In this exercise, return the whole listing exactly, excluding any images.

- **Data section**
•••

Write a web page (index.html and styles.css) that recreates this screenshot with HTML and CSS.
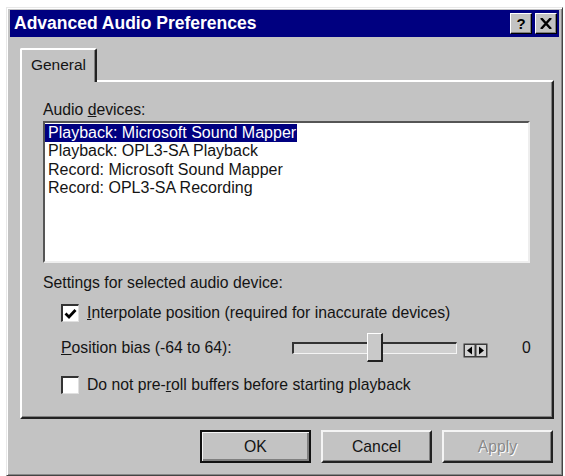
FILE: index.html
```html
<!DOCTYPE html>
<html>
<head>
<meta charset="utf-8">
<link rel="stylesheet" href="styles.css">
</head>
<body>
<div class="window">
  <div class="titlebar">
    <span class="title">Advanced Audio Preferences</span>
    <div class="tb-buttons">
      <span class="tb-btn">?</span>
      <span class="tb-btn">
        <svg width="12" height="11" viewBox="0 0 12 11"><path d="M1 0 L11 11 M11 0 L1 11" stroke="#000" stroke-width="2.4"/></svg>
      </span>
    </div>
  </div>
  <div class="content">
    <div class="tabs">
      <div class="tab">General</div>
    </div>
    <div class="panel">
      <div class="label">Audio <u>d</u>evices:</div>
      <div class="listbox">
        <div class="item selected">Playback: Microsoft Sound Mapper</div>
        <div class="item">Playback: OPL3-SA Playback</div>
        <div class="item">Record: Microsoft Sound Mapper</div>
        <div class="item">Record: OPL3-SA Recording</div>
      </div>
      <div class="section-label">Settings for selected audio device:</div>
      <div class="check-row first">
        <span class="checkbox">
          <svg width="13" height="12" viewBox="0 0 13 12"><path d="M1.5 5.5 L5 9 L11.5 2" fill="none" stroke="#000" stroke-width="2.8"/></svg>
        </span>
        <span class="check-text"><u>I</u>nterpolate position (required for inaccurate devices)</span>
      </div>
      <div class="slider-row">
        <span class="slider-label"><u>P</u>osition bias (-64 to 64):</span>
        <div class="slider">
          <div class="track"></div>
          <div class="thumb"></div>
        </div>
        <span class="spin">
          <svg width="25" height="15" viewBox="0 0 25 15">
            <rect x="0.5" y="0.5" width="24" height="14" fill="#3a3a3a"/>
            <rect x="2" y="2" width="9.5" height="11" fill="#d4d4d4"/>
            <rect x="13.5" y="2" width="9.5" height="11" fill="#d4d4d4"/>
            <path d="M9 3.5 L4 7.5 L9 11.5 Z" fill="#000"/>
            <path d="M16 3.5 L21 7.5 L16 11.5 Z" fill="#000"/>
          </svg>
        </span>
        <span class="value">0</span>
      </div>
      <div class="check-row second">
        <span class="checkbox"></span>
        <span class="check-text">Do not pre-<u>r</u>oll buffers before starting playback</span>
      </div>
    </div>
    <div class="buttons">
      <button class="btn default">OK</button>
      <button class="btn">Cancel</button>
      <button class="btn disabled">Apply</button>
    </div>
  </div>
</div>
</body>
</html>
```

FILE: styles.css
```css
html, body {
  margin: 0;
  padding: 0;
  background: #ffffff;
}
body {
  font-family: "Liberation Sans", Arial, sans-serif;
  font-size: 15.75px;
  color: #141414;
}
.window {
  box-sizing: border-box;
  margin: 7px 0 0 6px;
  width: 557px;
  height: 469px;
  background: #c3c3c3;
  border-top: 1px solid #e8e8e8;
  border-left: 1px solid #e8e8e8;
  border-right: 1px solid #444;
  border-bottom: 1px solid #444;
  box-shadow: inset 1px 1px 0 #fff, inset -1px -1px 0 #888;
  padding: 2px 3px 0 3px;
}
.titlebar {
  height: 27px;
  background: #000080;
  display: flex;
  align-items: center;
  justify-content: space-between;
}
.title {
  color: #fff;
  font-weight: bold;
  font-size: 17.5px;
  padding-left: 4px;
}
.tb-buttons {
  display: flex;
  gap: 3px;
  margin-right: 2px;
}
.tb-btn {
  box-sizing: border-box;
  width: 22px;
  height: 21px;
  background: #c3c3c3;
  border-top: 1px solid #fff;
  border-left: 1px solid #fff;
  border-right: 1px solid #000;
  border-bottom: 1px solid #000;
  box-shadow: inset -1px -1px 0 #808080;
  display: flex;
  align-items: center;
  justify-content: center;
  font-weight: bold;
  font-size: 15px;
  color: #000;
}
.content {
  padding: 11px 5px 0 10px;
}
.tabs {
  display: flex;
  height: 32px;
  position: relative;
  z-index: 1;
}
.tab {
  box-sizing: border-box;
  width: 77px;
  height: 34px;
  background: #c3c3c3;
  border-top: 2px solid #fff;
  border-left: 2px solid #fff;
  border-right: 2px solid #222;
  border-radius: 2px 2px 0 0;
  box-shadow: inset -1px 0 0 #808080;
  display: flex;
  align-items: center;
  justify-content: center;
  padding-bottom: 2px;
  font-size: 15.5px;
}
.panel {
  box-sizing: border-box;
  height: 339px;
  border-top: 2px solid #fff;
  border-left: 2px solid #fff;
  border-right: 2px solid #222;
  border-bottom: 2px solid #222;
  box-shadow: inset -1px -1px 0 #808080;
  padding: 19px 20px 0 21px;
}
.label {
  line-height: 18px;
}
.listbox {
  box-sizing: border-box;
  margin-top: 2px;
  width: 487px;
  height: 142px;
  background: #fff;
  border-top: 2px solid #555;
  border-left: 2px solid #555;
  border-right: 2px solid #eee;
  border-bottom: 2px solid #eee;
  padding: 1px 0;
}
.item {
  font-size: 16px;
  line-height: 18.4px;
  padding-left: 3px;
  width: 249px;
  white-space: nowrap;
  color: #141414;
}
.item.selected {
  background: #000080;
  color: #fff;
}
.section-label {
  margin-top: 11px;
  line-height: 18px;
}
.check-row {
  display: flex;
  align-items: center;
  height: 20px;
  margin-left: 18px;
}
.check-row.first {
  margin-top: 11px;
}
.check-row.second {
  margin-top: 12px;
}
.checkbox {
  box-sizing: border-box;
  flex-shrink: 0;
  width: 18px;
  height: 18px;
  background: #fff;
  border-top: 2px solid #333;
  border-left: 2px solid #333;
  border-right: 1px solid #e0e0e0;
  border-bottom: 1px solid #e0e0e0;
  display: flex;
  align-items: center;
  justify-content: center;
  margin-right: 8px;
}
.slider-row {
  display: flex;
  align-items: center;
  height: 30px;
  margin-top: 10px;
  margin-left: 18px;
}
.slider-label {
  flex-shrink: 0;
  width: 231px;
}
.slider {
  flex-shrink: 0;
  position: relative;
  width: 165px;
  height: 30px;
  display: flex;
  align-items: center;
}
.track {
  box-sizing: border-box;
  width: 165px;
  height: 12px;
  background: #d0d0d0;
  border-top: 2px solid #333;
  border-left: 2px solid #333;
  border-right: 1px solid #f4f4f4;
  border-bottom: 1px solid #f4f4f4;
}
.thumb {
  position: absolute;
  left: 75px;
  top: 0;
  box-sizing: border-box;
  width: 16px;
  height: 29px;
  background: #c9c9c9;
  border-top: 1px solid #fff;
  border-left: 1px solid #fff;
  border-right: 2px solid #222;
  border-bottom: 2px solid #222;
}
.spin {
  flex-shrink: 0;
  display: flex;
  margin-left: 6px;
  margin-top: 4px;
}
.value {
  flex-shrink: 0;
  margin-left: 34px;
}
.buttons {
  display: flex;
  justify-content: flex-end;
  gap: 10px;
  margin-top: 11px;
  padding-right: 1px;
}
.btn {
  box-sizing: border-box;
  width: 111px;
  height: 33px;
  background: #c3c3c3;
  font-family: "Liberation Sans", Arial, sans-serif;
  font-size: 15.75px;
  color: #141414;
  border-top: 2px solid #f4f4f4;
  border-left: 2px solid #f4f4f4;
  border-right: 2px solid #222;
  border-bottom: 2px solid #222;
  box-shadow: inset -1px -1px 0 #808080;
  padding: 0;
}
.btn.default {
  border: 2px solid #111;
  box-shadow: inset 1px 1px 0 #f4f4f4, inset -2px -2px 0 #808080;
}
.btn.disabled {
  color: #8a8a8a;
  text-shadow: 1px 1px 0 #fff;
}
```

•••

- **Completed task**
Write a web page (index.html and styles.css) that recreates this screenshot with HTML and CSS.
FILE: index.html
```html
<!DOCTYPE html>
<html>
<head>
<meta charset="utf-8">
<link rel="stylesheet" href="styles.css">
</head>
<body>
<div class="window">
  <div class="titlebar">
    <span class="title">Advanced Audio Preferences</span>
    <div class="tb-buttons">
      <span class="tb-btn">?</span>
      <span class="tb-btn">
        <svg width="12" height="11" viewBox="0 0 12 11"><path d="M1 0 L11 11 M11 0 L1 11" stroke="#000" stroke-width="2.4"/></svg>
      </span>
    </div>
  </div>
  <div class="content">
    <div class="tabs">
      <div class="tab">General</div>
    </div>
    <div class="panel">
      <div class="label">Audio <u>d</u>evices:</div>
      <div class="listbox">
        <div class="item selected">Playback: Microsoft Sound Mapper</div>
        <div class="item">Playback: OPL3-SA Playback</div>
        <div class="item">Record: Microsoft Sound Mapper</div>
        <div class="item">Record: OPL3-SA Recording</div>
      </div>
      <div class="section-label">Settings for selected audio device:</div>
      <div class="check-row first">
        <span class="checkbox">
          <svg width="13" height="12" viewBox="0 0 13 12"><path d="M1.5 5.5 L5 9 L11.5 2" fill="none" stroke="#000" stroke-width="2.8"/></svg>
        </span>
        <span class="check-text"><u>I</u>nterpolate position (required for inaccurate devices)</span>
      </div>
      <div class="slider-row">
        <span class="slider-label"><u>P</u>osition bias (-64 to 64):</span>
        <div class="slider">
          <div class="track"></div>
          <div class="thumb"></div>
        </div>
        <span class="spin">
          <svg width="25" height="15" viewBox="0 0 25 15">
            <rect x="0.5" y="0.5" width="24" height="14" fill="#3a3a3a"/>
            <rect x="2" y="2" width="9.5" height="11" fill="#d4d4d4"/>
            <rect x="13.5" y="2" width="9.5" height="11" fill="#d4d4d4"/>
            <path d="M9 3.5 L4 7.5 L9 11.5 Z" fill="#000"/>
            <path d="M16 3.5 L21 7.5 L16 11.5 Z" fill="#000"/>
          </svg>
        </span>
        <span class="value">0</span>
      </div>
      <div class="check-row second">
        <span class="checkbox"></span>
        <span class="check-text">Do not pre-<u>r</u>oll buffers before starting playback</span>
      </div>
    </div>
    <div class="buttons">
      <button class="btn default">OK</button>
      <button class="btn">Cancel</button>
      <button class="btn disabled">Apply</button>
    </div>
  </div>
</div>
</body>
</html>
```

FILE: styles.css
```css
html, body {
  margin: 0;
  padding: 0;
  background: #ffffff;
}
body {
  font-family: "Liberation Sans", Arial, sans-serif;
  font-size: 15.75px;
  color: #141414;
}
.window {
  box-sizing: border-box;
  margin: 7px 0 0 6px;
  width: 557px;
  height: 469px;
  background: #c3c3c3;
  border-top: 1px solid #e8e8e8;
  border-left: 1px solid #e8e8e8;
  border-right: 1px solid #444;
  border-bottom: 1px solid #444;
  box-shadow: inset 1px 1px 0 #fff, inset -1px -1px 0 #888;
  padding: 2px 3px 0 3px;
}
.titlebar {
  height: 27px;
  background: #000080;
  display: flex;
  align-items: center;
  justify-content: space-between;
}
.title {
  color: #fff;
  font-weight: bold;
  font-size: 17.5px;
  padding-left: 4px;
}
.tb-buttons {
  display: flex;
  gap: 3px;
  margin-right: 2px;
}
.tb-btn {
  box-sizing: border-box;
  width: 22px;
  height: 21px;
  background: #c3c3c3;
  border-top: 1px solid #fff;
  border-left: 1px solid #fff;
  border-right: 1px solid #000;
  border-bottom: 1px solid #000;
  box-shadow: inset -1px -1px 0 #808080;
  display: flex;
  align-items: center;
  justify-content: center;
  font-weight: bold;
  font-size: 15px;
  color: #000;
}
.content {
  padding: 11px 5px 0 10px;
}
.tabs {
  display: flex;
  height: 32px;
  position: relative;
  z-index: 1;
}
.tab {
  box-sizing: border-box;
  width: 77px;
  height: 34px;
  background: #c3c3c3;
  border-top: 2px solid #fff;
  border-left: 2px solid #fff;
  border-right: 2px solid #222;
  border-radius: 2px 2px 0 0;
  box-shadow: inset -1px 0 0 #808080;
  display: flex;
  align-items: center;
  justify-content: center;
  padding-bottom: 2px;
  font-size: 15.5px;
}
.panel {
  box-sizing: border-box;
  height: 339px;
  border-top: 2px solid #fff;
  border-left: 2px solid #fff;
  border-right: 2px solid #222;
  border-bottom: 2px solid #222;
  box-shadow: inset -1px -1px 0 #808080;
  padding: 19px 20px 0 21px;
}
.label {
  line-height: 18px;
}
.listbox {
  box-sizing: border-box;
  margin-top: 2px;
  width: 487px;
  height: 142px;
  background: #fff;
  border-top: 2px solid #555;
  border-left: 2px solid #555;
  border-right: 2px solid #eee;
  border-bottom: 2px solid #eee;
  padding: 1px 0;
}
.item {
  font-size: 16px;
  line-height: 18.4px;
  padding-left: 3px;
  width: 249px;
  white-space: nowrap;
  color: #141414;
}
.item.selected {
  background: #000080;
  color: #fff;
}
.section-label {
  margin-top: 11px;
  line-height: 18px;
}
.check-row {
  display: flex;
  align-items: center;
  height: 20px;
  margin-left: 18px;
}
.check-row.first {
  margin-top: 11px;
}
.check-row.second {
  margin-top: 12px;
}
.checkbox {
  box-sizing: border-box;
  flex-shrink: 0;
  width: 18px;
  height: 18px;
  background: #fff;
  border-top: 2px solid #333;
  border-left: 2px solid #333;
  border-right: 1px solid #e0e0e0;
  border-bottom: 1px solid #e0e0e0;
  display: flex;
  align-items: center;
  justify-content: center;
  margin-right: 8px;
}
.slider-row {
  display: flex;
  align-items: center;
  height: 30px;
  margin-top: 10px;
  margin-left: 18px;
}
.slider-label {
  flex-shrink: 0;
  width: 231px;
}
.slider {
  flex-shrink: 0;
  position: relative;
  width: 165px;
  height: 30px;
  display: flex;
  align-items: center;
}
.track {
  box-sizing: border-box;
  width: 165px;
  height: 12px;
  background: #d0d0d0;
  border-top: 2px solid #333;
  border-left: 2px solid #333;
  border-right: 1px solid #f4f4f4;
  border-bottom: 1px solid #f4f4f4;
}
.thumb {
  position: absolute;
  left: 75px;
  top: 0;
  box-sizing: border-box;
  width: 16px;
  height: 29px;
  background: #c9c9c9;
  border-top: 1px solid #fff;
  border-left: 1px solid #fff;
  border-right: 2px solid #222;
  border-bottom: 2px solid #222;
}
.spin {
  flex-shrink: 0;
  display: flex;
  margin-left: 6px;
  margin-top: 4px;
}
.value {
  flex-shrink: 0;
  margin-left: 34px;
}
.buttons {
  display: flex;
  justify-content: flex-end;
  gap: 10px;
  margin-top: 11px;
  padding-right: 1px;
}
.btn {
  box-sizing: border-box;
  width: 111px;
  height: 33px;
  background: #c3c3c3;
  font-family: "Liberation Sans", Arial, sans-serif;
  font-size: 15.75px;
  color: #141414;
  border-top: 2px solid #f4f4f4;
  border-left: 2px solid #f4f4f4;
  border-right: 2px solid #222;
  border-bottom: 2px solid #222;
  box-shadow: inset -1px -1px 0 #808080;
  padding: 0;
}
.btn.default {
  border: 2px solid #111;
  box-shadow: inset 1px 1px 0 #f4f4f4, inset -2px -2px 0 #808080;
}
.btn.disabled {
  color: #8a8a8a;
  text-shadow: 1px 1px 0 #fff;
}
```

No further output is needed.